Contrived problem: @lru_cache-decorated functions which receive methods #

Let’s say I have some classes with methods, and I want to learn and remember something expensive about those methods. Let’s also say that the return value of a given method foo may change based on what instance it’s called on, but there’s still something (computationally expensive) I can learn by calling foo–something that generalizes across all instances it could ever be cached on.

Let’s get more concrete, but also more contrived. Let’s say I want to make sure that thing.method() can be called with only one argument, for arbitrary values of thing and method. I need to verify that before I get into my main loop, because my main loop looks like this:

for thing in many_things:
    start_missile_launch()
    thing.method("Oh shit, wrong button. Abort, abort!")
    abort_missile_launch()

You can see how a TypeError: ThingClass.method takes 1 positional argument but 2 were given could really ruin my day. Woe is me.

In the contrived world I live in, there is some good news and a lot of bad news.

Good news: it’s safe to call method implementations before the main loop. Safety is important in code that mentions missiles; that’s obviously why it was coded in Python.

The bad news/constraints:

What I want to do is this:

@lru_cache
def takes_only_one_arg(func):
    try:
        func("test arg")
        return True
    except TypeError:
        return False

for thing in many_things:
    assert takes_only_one_arg(thing.method) 
# If we make it here, we know all the methods accept one argument
...  # Launch the missiles etc.

But that won’t work! Or rather, it will execute successfully, but with two big problems:

  1. The cache won’t … uh … cache very well. Multiple thing.method bindings may refer to the same underlying function on different objects (or subclasses that share an implementation of method, and so on), but each binding to a different instance/type will hash to something different, causing a cache miss.
  2. The cache will leak instances from many_things forever, even after many_things is garbage collected. In other words, this code never prints Deleting instance:
import os
from functools import lru_cache

class Foo:
    def meth(self): ...

    def __del__(self):
        print("Deleting instance")

@lru_cache
def cache(func): ...

def main():
    inst = Foo()
    cache(inst.meth)
    del inst
    print("Leaving main")

main()
os._exit(1)  # Skip final garbage collection

Okay, so what do?

Contrived solution: smuggling bound methods into a cache keyed by unbound methods #

It’s simple, we kill the bat key the cache by the unbound __func__, and smuggle the bound version “around” the cache using a thread-local:

from functools import lru_cache, partial, wraps
from threading import local

_smuggler=local()

@lru_cache
def _get_cached(_ignored, *args, **kwargs):
    return _smuggler.bound(*args, **kwargs)

def lru_cache_by_unbound_method(func):
    @wraps(func)
    def inner(method, *args, **kwargs):
        _smuggler.bound = partial(func, method)
        try:
            return _get_cached(method.__func__, *args, **kwargs)
        finally:
            _smuggler.bound = None
    return inner

That works surprisingly well.
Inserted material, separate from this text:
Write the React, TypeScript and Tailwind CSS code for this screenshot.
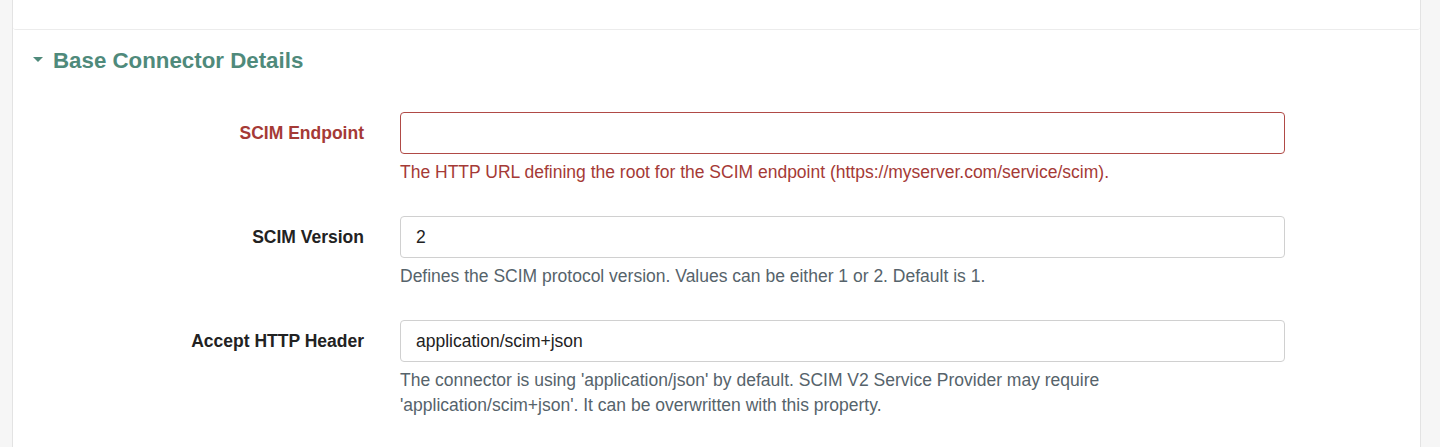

But how?

Then we can use our decorator on our contrived missile-launch-aborter code, like so:

@lru_cache_by_unbound_method
def takes_only_one_arg(func):
    ...

for thing in many_things:
    assert takes_only_one_arg(thing.method) 
# If we make it here, we know all the methods accept one argument
for thing in many_things:
    start_missile_launch()
    thing.method("Oh shit, wrong button. Abort, abort!")
    abort_missile_launch()

Is this a good idea? #

Maybe?

The constraints we erected to end up needing this are pretty silly. Even in our specific contrived scenario, it would be much simpler to use a local cache based on the guaranteed hashability of function objects, like this:

unique_methods = {f.method.__func__: f.method for f in many_things}
for bound in unique_methods.values():
    assert takes_only_one_arg(bound)

Even so, there might be scenarios where the code in @lru_cache_by_unbound_method makes more sense. Thinking out loud: perhaps it would be useful in ugly codebases that make a ton of (surprisingly expensive) calls to inspect methods in method decorators on very hot paths, e.g. for some kind of runtime type checking? Even then, it seems likely that the overhead of creating tons of new instances with decorated methods (if instance churn isn’t an issue, @cached_propertys work well) would dwarf any plausible decorator/call overhead, but who knows?

It’s not doing anything too terribly evil, at least, but that could change:

TODOs/Future Improvements #

def hideous_decorator(func, _smuggler=threading.local(), _caches=dict(), _lock=threading.Lock(), **deco_args):
    key = tuple(sorted(deco_args.items()))
    with _lock:
        if key not in _caches:
            _caches[key] = lru_cache(**deco_args)
    ...  # Smuggle data around _caches[key](func)(unbound, *args, **kwargs)

The rest is left as an exercise for the reader.